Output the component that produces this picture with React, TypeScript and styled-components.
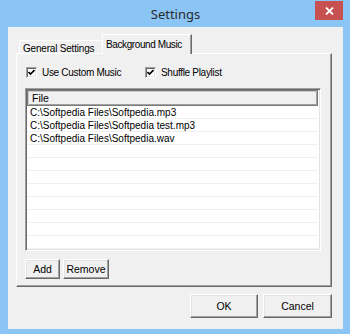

---

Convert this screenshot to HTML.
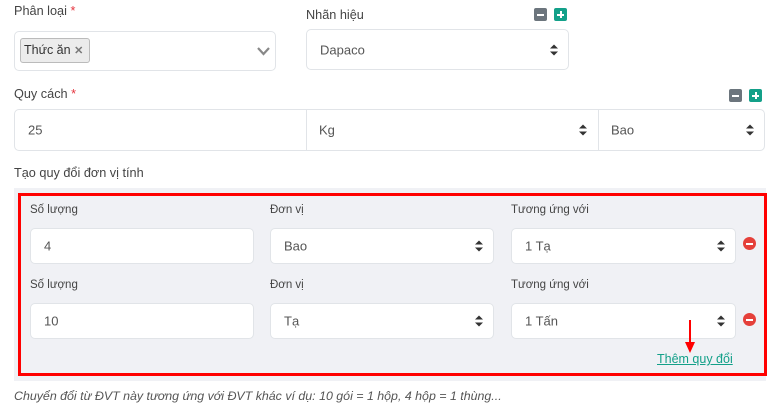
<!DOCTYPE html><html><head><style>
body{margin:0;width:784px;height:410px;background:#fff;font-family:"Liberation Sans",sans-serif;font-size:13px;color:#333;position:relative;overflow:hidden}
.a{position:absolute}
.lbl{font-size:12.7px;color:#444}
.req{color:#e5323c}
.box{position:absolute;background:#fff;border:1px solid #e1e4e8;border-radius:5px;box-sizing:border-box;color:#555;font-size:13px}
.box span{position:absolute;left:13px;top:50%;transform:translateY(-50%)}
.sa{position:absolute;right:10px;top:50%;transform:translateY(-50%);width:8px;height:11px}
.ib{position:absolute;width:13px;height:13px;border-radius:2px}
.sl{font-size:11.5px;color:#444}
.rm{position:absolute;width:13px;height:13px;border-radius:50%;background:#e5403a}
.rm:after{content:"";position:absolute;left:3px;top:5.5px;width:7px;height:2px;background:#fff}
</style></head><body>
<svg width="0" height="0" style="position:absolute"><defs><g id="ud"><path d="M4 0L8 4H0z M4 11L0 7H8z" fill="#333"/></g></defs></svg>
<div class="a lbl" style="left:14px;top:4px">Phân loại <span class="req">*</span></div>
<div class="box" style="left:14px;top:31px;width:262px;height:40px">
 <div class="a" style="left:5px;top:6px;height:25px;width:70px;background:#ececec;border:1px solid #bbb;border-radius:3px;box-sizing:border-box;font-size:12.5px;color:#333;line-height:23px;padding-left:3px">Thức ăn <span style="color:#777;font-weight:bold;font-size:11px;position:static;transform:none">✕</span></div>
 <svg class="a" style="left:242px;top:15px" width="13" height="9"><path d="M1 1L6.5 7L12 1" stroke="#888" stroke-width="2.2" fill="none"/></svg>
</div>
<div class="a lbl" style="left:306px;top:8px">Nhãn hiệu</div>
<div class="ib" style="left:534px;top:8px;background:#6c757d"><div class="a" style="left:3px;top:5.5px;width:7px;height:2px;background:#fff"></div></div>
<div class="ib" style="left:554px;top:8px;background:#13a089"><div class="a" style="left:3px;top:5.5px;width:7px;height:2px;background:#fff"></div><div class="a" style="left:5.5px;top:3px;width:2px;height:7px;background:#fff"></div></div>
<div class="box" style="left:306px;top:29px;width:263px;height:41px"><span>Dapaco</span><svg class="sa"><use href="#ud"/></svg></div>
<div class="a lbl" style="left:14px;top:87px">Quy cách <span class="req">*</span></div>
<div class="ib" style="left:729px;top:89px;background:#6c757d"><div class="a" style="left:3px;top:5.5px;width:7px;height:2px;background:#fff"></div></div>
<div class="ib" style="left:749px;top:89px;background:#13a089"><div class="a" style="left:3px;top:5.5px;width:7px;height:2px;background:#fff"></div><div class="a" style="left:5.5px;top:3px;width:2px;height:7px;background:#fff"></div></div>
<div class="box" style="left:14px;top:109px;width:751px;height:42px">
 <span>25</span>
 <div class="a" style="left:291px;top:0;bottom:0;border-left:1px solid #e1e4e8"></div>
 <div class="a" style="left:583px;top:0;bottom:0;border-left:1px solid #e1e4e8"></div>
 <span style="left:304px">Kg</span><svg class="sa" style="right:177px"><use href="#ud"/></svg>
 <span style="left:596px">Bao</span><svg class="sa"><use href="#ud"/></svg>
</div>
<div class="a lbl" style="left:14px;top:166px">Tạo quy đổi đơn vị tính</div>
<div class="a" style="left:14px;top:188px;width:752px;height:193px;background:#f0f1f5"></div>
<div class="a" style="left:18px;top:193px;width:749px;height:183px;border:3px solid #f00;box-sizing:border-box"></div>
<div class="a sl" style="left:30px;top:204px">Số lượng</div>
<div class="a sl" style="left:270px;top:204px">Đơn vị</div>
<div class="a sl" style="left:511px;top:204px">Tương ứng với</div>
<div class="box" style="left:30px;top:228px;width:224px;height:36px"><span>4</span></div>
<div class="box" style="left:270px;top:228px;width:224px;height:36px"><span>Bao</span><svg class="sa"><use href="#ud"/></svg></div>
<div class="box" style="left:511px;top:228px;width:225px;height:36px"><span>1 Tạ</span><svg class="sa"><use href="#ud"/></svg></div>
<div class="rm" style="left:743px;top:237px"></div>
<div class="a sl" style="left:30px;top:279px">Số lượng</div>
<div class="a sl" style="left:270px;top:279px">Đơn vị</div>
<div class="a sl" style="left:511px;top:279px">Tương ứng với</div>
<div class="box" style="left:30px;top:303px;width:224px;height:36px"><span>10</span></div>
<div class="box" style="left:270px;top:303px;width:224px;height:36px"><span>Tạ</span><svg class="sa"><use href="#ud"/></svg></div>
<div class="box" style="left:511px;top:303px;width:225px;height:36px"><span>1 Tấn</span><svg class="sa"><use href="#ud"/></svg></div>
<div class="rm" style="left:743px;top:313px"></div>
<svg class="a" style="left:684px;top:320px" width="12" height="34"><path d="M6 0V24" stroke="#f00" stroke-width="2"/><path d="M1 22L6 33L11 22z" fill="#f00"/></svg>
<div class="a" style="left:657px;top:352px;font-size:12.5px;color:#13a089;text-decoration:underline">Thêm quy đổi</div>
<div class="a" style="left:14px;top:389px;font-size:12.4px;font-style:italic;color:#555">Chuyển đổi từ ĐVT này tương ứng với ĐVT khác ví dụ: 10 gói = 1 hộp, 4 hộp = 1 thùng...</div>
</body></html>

---

**Work required**
Using the material above, work out how many lines contain the string "this". Give that number alone.

**Task response**
2